** Task goal **
Omit any picture, and return the remaining data exactly as written.

** Dataset content **
####################

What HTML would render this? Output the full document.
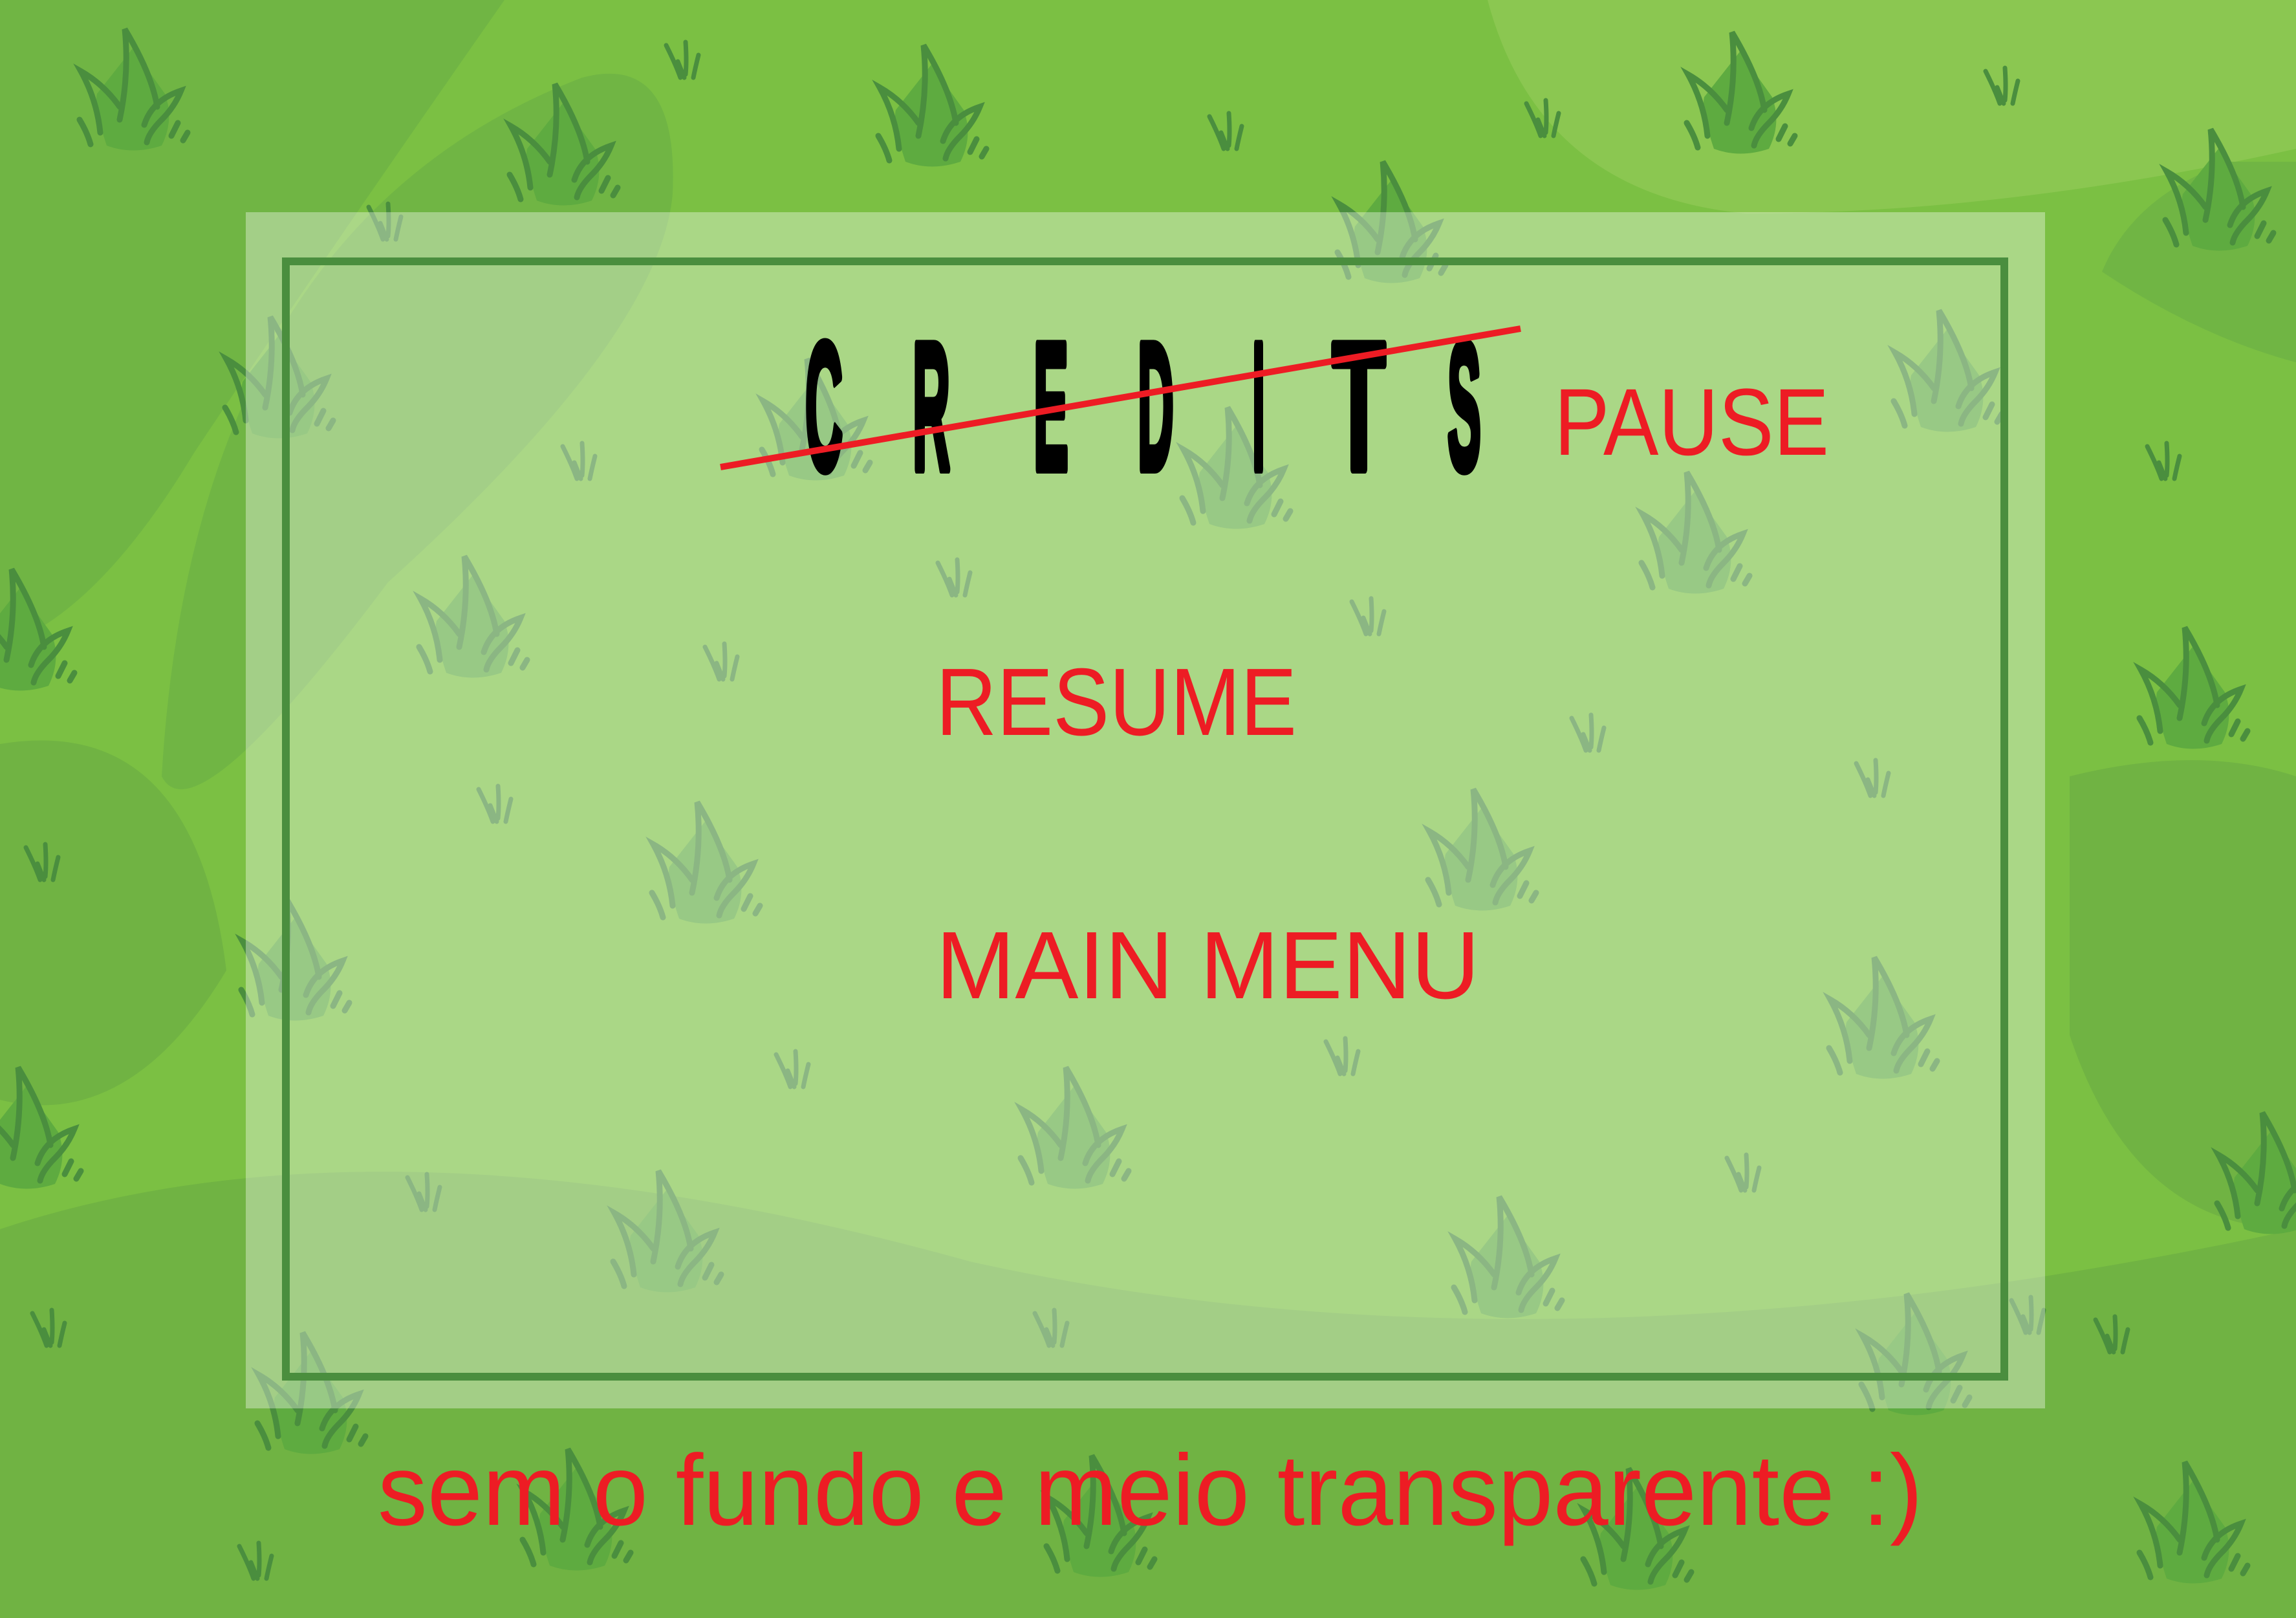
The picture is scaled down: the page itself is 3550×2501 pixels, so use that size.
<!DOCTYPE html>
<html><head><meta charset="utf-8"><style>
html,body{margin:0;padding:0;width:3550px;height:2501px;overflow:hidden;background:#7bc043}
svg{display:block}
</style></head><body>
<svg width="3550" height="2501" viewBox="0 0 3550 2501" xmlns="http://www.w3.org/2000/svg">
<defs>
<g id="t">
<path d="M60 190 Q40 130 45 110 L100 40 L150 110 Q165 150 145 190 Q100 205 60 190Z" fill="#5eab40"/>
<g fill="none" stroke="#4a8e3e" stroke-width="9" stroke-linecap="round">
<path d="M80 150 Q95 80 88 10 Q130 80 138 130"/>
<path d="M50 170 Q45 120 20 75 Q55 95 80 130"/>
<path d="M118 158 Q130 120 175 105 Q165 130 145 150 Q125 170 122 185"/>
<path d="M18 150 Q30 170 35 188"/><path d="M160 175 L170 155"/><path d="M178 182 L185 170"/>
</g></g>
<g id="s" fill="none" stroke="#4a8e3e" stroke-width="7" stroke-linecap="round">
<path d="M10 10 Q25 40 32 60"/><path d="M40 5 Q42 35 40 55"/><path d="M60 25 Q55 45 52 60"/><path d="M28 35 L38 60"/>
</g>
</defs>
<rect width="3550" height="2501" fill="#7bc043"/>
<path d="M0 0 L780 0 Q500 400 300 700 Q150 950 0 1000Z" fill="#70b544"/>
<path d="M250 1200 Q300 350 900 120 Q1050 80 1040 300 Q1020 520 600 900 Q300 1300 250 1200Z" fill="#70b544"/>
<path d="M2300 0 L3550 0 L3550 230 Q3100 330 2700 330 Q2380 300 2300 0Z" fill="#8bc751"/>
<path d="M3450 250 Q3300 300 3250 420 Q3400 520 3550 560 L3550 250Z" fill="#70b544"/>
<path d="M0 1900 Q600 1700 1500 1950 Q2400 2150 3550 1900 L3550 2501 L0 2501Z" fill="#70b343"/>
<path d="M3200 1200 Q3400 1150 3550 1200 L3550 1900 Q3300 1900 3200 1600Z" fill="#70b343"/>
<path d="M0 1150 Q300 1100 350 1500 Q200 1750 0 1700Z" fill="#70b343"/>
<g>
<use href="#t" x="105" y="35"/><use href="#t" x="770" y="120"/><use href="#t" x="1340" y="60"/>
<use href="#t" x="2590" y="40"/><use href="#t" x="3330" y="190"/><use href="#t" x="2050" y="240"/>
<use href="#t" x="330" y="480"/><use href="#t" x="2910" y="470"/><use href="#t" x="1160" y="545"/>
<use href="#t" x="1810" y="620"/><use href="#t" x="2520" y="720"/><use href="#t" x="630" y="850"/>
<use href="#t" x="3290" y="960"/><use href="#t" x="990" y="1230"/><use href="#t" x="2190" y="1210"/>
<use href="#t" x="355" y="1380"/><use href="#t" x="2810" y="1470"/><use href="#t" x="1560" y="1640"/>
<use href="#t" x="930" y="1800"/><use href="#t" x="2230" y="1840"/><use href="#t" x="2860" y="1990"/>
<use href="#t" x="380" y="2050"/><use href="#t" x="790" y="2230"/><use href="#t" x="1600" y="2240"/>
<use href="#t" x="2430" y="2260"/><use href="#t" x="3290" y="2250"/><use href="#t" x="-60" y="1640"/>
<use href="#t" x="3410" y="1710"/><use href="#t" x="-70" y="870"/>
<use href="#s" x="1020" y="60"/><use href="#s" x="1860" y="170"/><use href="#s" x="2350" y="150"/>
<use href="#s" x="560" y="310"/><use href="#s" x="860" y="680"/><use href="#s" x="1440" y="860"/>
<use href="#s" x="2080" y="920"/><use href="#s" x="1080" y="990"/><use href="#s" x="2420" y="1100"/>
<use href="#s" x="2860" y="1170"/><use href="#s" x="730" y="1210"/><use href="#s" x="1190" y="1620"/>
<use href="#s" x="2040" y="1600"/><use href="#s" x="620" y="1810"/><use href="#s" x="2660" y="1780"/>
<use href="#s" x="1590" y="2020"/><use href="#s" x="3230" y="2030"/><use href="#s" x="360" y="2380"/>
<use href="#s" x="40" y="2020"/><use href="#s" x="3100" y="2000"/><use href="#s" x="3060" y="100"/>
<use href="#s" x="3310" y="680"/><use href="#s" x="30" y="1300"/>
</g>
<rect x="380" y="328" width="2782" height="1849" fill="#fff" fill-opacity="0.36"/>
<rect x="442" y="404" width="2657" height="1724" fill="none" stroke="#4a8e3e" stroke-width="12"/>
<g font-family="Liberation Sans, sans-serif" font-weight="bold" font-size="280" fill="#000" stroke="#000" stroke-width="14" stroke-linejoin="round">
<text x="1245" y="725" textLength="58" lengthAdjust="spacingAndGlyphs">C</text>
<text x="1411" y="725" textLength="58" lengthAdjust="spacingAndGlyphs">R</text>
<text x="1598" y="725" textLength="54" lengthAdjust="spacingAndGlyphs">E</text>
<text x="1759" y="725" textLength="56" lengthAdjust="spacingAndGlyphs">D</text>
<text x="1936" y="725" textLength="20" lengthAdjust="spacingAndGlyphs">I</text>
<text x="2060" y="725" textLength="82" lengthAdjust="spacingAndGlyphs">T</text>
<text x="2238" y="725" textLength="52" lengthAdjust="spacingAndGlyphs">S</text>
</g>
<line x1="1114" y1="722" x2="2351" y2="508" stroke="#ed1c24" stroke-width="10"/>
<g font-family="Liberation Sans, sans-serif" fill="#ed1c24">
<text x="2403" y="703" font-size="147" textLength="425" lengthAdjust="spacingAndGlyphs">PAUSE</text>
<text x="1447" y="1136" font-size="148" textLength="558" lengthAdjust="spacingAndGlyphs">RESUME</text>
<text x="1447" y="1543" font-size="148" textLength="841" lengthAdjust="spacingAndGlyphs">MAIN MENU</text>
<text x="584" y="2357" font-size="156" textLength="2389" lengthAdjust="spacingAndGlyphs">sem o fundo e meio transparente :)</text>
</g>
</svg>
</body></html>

####################

** Written solution **
What HTML would render this? Output the full document.
The picture is scaled down: the page itself is 3550×2501 pixels, so use that size.
<!DOCTYPE html>
<html><head><meta charset="utf-8"><style>
html,body{margin:0;padding:0;width:3550px;height:2501px;overflow:hidden;background:#7bc043}
svg{display:block}
</style></head><body>
<svg width="3550" height="2501" viewBox="0 0 3550 2501" xmlns="http://www.w3.org/2000/svg">
<defs>
<g id="t">
<path d="M60 190 Q40 130 45 110 L100 40 L150 110 Q165 150 145 190 Q100 205 60 190Z" fill="#5eab40"/>
<g fill="none" stroke="#4a8e3e" stroke-width="9" stroke-linecap="round">
<path d="M80 150 Q95 80 88 10 Q130 80 138 130"/>
<path d="M50 170 Q45 120 20 75 Q55 95 80 130"/>
<path d="M118 158 Q130 120 175 105 Q165 130 145 150 Q125 170 122 185"/>
<path d="M18 150 Q30 170 35 188"/><path d="M160 175 L170 155"/><path d="M178 182 L185 170"/>
</g></g>
<g id="s" fill="none" stroke="#4a8e3e" stroke-width="7" stroke-linecap="round">
<path d="M10 10 Q25 40 32 60"/><path d="M40 5 Q42 35 40 55"/><path d="M60 25 Q55 45 52 60"/><path d="M28 35 L38 60"/>
</g>
</defs>
<rect width="3550" height="2501" fill="#7bc043"/>
<path d="M0 0 L780 0 Q500 400 300 700 Q150 950 0 1000Z" fill="#70b544"/>
<path d="M250 1200 Q300 350 900 120 Q1050 80 1040 300 Q1020 520 600 900 Q300 1300 250 1200Z" fill="#70b544"/>
<path d="M2300 0 L3550 0 L3550 230 Q3100 330 2700 330 Q2380 300 2300 0Z" fill="#8bc751"/>
<path d="M3450 250 Q3300 300 3250 420 Q3400 520 3550 560 L3550 250Z" fill="#70b544"/>
<path d="M0 1900 Q600 1700 1500 1950 Q2400 2150 3550 1900 L3550 2501 L0 2501Z" fill="#70b343"/>
<path d="M3200 1200 Q3400 1150 3550 1200 L3550 1900 Q3300 1900 3200 1600Z" fill="#70b343"/>
<path d="M0 1150 Q300 1100 350 1500 Q200 1750 0 1700Z" fill="#70b343"/>
<g>
<use href="#t" x="105" y="35"/><use href="#t" x="770" y="120"/><use href="#t" x="1340" y="60"/>
<use href="#t" x="2590" y="40"/><use href="#t" x="3330" y="190"/><use href="#t" x="2050" y="240"/>
<use href="#t" x="330" y="480"/><use href="#t" x="2910" y="470"/><use href="#t" x="1160" y="545"/>
<use href="#t" x="1810" y="620"/><use href="#t" x="2520" y="720"/><use href="#t" x="630" y="850"/>
<use href="#t" x="3290" y="960"/><use href="#t" x="990" y="1230"/><use href="#t" x="2190" y="1210"/>
<use href="#t" x="355" y="1380"/><use href="#t" x="2810" y="1470"/><use href="#t" x="1560" y="1640"/>
<use href="#t" x="930" y="1800"/><use href="#t" x="2230" y="1840"/><use href="#t" x="2860" y="1990"/>
<use href="#t" x="380" y="2050"/><use href="#t" x="790" y="2230"/><use href="#t" x="1600" y="2240"/>
<use href="#t" x="2430" y="2260"/><use href="#t" x="3290" y="2250"/><use href="#t" x="-60" y="1640"/>
<use href="#t" x="3410" y="1710"/><use href="#t" x="-70" y="870"/>
<use href="#s" x="1020" y="60"/><use href="#s" x="1860" y="170"/><use href="#s" x="2350" y="150"/>
<use href="#s" x="560" y="310"/><use href="#s" x="860" y="680"/><use href="#s" x="1440" y="860"/>
<use href="#s" x="2080" y="920"/><use href="#s" x="1080" y="990"/><use href="#s" x="2420" y="1100"/>
<use href="#s" x="2860" y="1170"/><use href="#s" x="730" y="1210"/><use href="#s" x="1190" y="1620"/>
<use href="#s" x="2040" y="1600"/><use href="#s" x="620" y="1810"/><use href="#s" x="2660" y="1780"/>
<use href="#s" x="1590" y="2020"/><use href="#s" x="3230" y="2030"/><use href="#s" x="360" y="2380"/>
<use href="#s" x="40" y="2020"/><use href="#s" x="3100" y="2000"/><use href="#s" x="3060" y="100"/>
<use href="#s" x="3310" y="680"/><use href="#s" x="30" y="1300"/>
</g>
<rect x="380" y="328" width="2782" height="1849" fill="#fff" fill-opacity="0.36"/>
<rect x="442" y="404" width="2657" height="1724" fill="none" stroke="#4a8e3e" stroke-width="12"/>
<g font-family="Liberation Sans, sans-serif" font-weight="bold" font-size="280" fill="#000" stroke="#000" stroke-width="14" stroke-linejoin="round">
<text x="1245" y="725" textLength="58" lengthAdjust="spacingAndGlyphs">C</text>
<text x="1411" y="725" textLength="58" lengthAdjust="spacingAndGlyphs">R</text>
<text x="1598" y="725" textLength="54" lengthAdjust="spacingAndGlyphs">E</text>
<text x="1759" y="725" textLength="56" lengthAdjust="spacingAndGlyphs">D</text>
<text x="1936" y="725" textLength="20" lengthAdjust="spacingAndGlyphs">I</text>
<text x="2060" y="725" textLength="82" lengthAdjust="spacingAndGlyphs">T</text>
<text x="2238" y="725" textLength="52" lengthAdjust="spacingAndGlyphs">S</text>
</g>
<line x1="1114" y1="722" x2="2351" y2="508" stroke="#ed1c24" stroke-width="10"/>
<g font-family="Liberation Sans, sans-serif" fill="#ed1c24">
<text x="2403" y="703" font-size="147" textLength="425" lengthAdjust="spacingAndGlyphs">PAUSE</text>
<text x="1447" y="1136" font-size="148" textLength="558" lengthAdjust="spacingAndGlyphs">RESUME</text>
<text x="1447" y="1543" font-size="148" textLength="841" lengthAdjust="spacingAndGlyphs">MAIN MENU</text>
<text x="584" y="2357" font-size="156" textLength="2389" lengthAdjust="spacingAndGlyphs">sem o fundo e meio transparente :)</text>
</g>
</svg>
</body></html>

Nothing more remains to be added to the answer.